Eubanks v. Richards

Annotate this Case

310 So. 2d 883 (1975)

C. R. EUBANKS et al. v. William A. RICHARDS et al.

SC 835.

Supreme Court of Alabama.

April 3, 1975.

*884 Billy J. Sheffield, Dothan, for appellants.

Jimmy S. Calton, Eufaula, for appellees.

EMBRY, Justice.[1]

This is an appeal from a final judgment for plaintiffs below, William and Alice Richards, against defendants below, C. R. and Claudie Eubanks. The parties to the action are adjoining property owners. The complaint sought relief in the form of a declaration vesting plaintiffs with the right to a perpetual easement for roadway across lands of defendants; the quieting of title to that right and enjoining defendants from obstructing the roadway along that easement. The right to relief was based upon the principle of law stated in the representative cases of Loveman v. Lay, 271 Ala. 385, 124 So. 2d 93, and Hill v. Wing, 193 Ala. 312, 69 So. 445:

"* * * [W]here a right of way or other easement is claimed by private persons upon the principle of prescription, the user and enjoyment * * * must have been adverse to the owner of the estate from which the easement is claimed under a claim of right, exclusive, continuous and uninterrupted and with the actual or presumed knowledge of the owner.", Loveman, supra,

for the period of time required by law. The defense, to the claim of plaintiffs, was that use of the roadway over lands of defendants was by permission of defendants. The trial court, after hearing testimony from more than twenty witnesses as to the existence and ownership of the easement, pro and con; after viewing documentary exhibits; after visiting and viewing the property and roadway over the disputed easement, made various findings:

"* * * The Plaintiffs and their predecessors in title, their tenants, neighbors, and friends have continuously used said road since 1899 without asking permission from any person. "* * * That Defendants have known the Plaintiffs for many years and knew that they were using said road but nevertheless, never told the Plaintiffs, or for that fact, never told anybody, that they had to have permission to use said road or that they were claiming that the use of said road was permissive; that Plaintiffs and members of their family have used said road, which is within sight of Defendants' residence, openly, notoriously, hostilely, adversely, and under claim of right since 1899 * * * that over the years Plaintiffs have had bauxite men and timber men use said road to carry in large equipment and to haul out timber from Plaintiffs' land without objection from Defendants * * * and that Plaintiffs have trimmed over-hanging tree limbs and branches and have made repairs and improvements to the road bed."

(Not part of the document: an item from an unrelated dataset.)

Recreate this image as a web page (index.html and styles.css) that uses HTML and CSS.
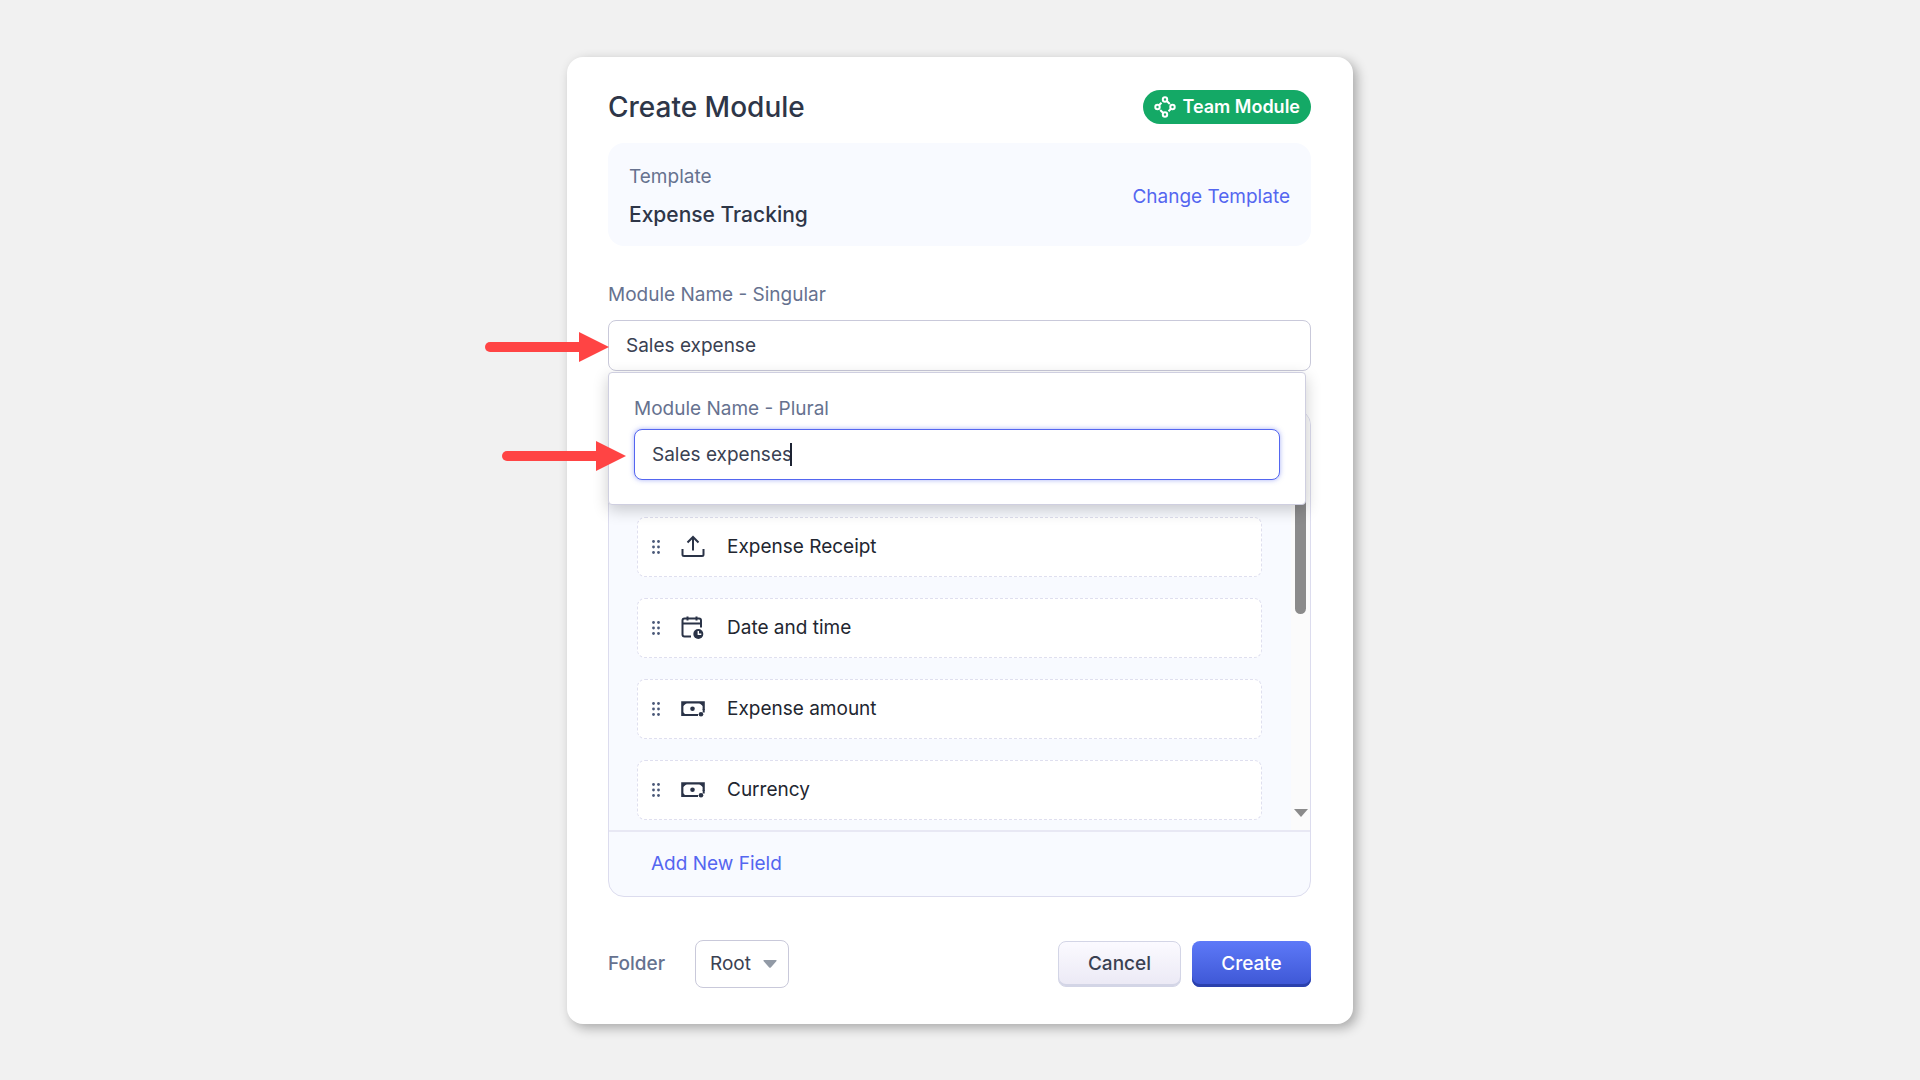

Upon these findings the court rendered judgment for plaintiffs. That judgment decreed that plaintiffs were owners of a perpetual easement for roadway across lands of the defendants (The easement was given an accurate description otherwise than by metes and bounds). The judgment also enjoined defendants from obstructing or interfering in any way with plaintiffs' easement.

*885 Our approach to this case is governed by ARCP 52(a):

"* * * Findings of fact shall not be set aside unless clearly erroneous, and due regard shall be given to the opportunity of the trial court to judge of the credibility of the witnesses. * * *"

The findings not shown to be clearly erroneous they will not be disturbed. ARCP 52(a).

The conclusions of the trial judge, manifest in his judgment, were based on findings determined from evidence which was conflicting. The judgment is fairly supported by credible evidence. Those conclusions were not clearly erroneous or manifestly unjust. The trial judge committed no error in the trial of this action which approaches that requiring reversal. Therefore the judgment is due to be affirmed.




[1] Briefs were carefully considered, as were taped oral arguments, by the author of this opinion.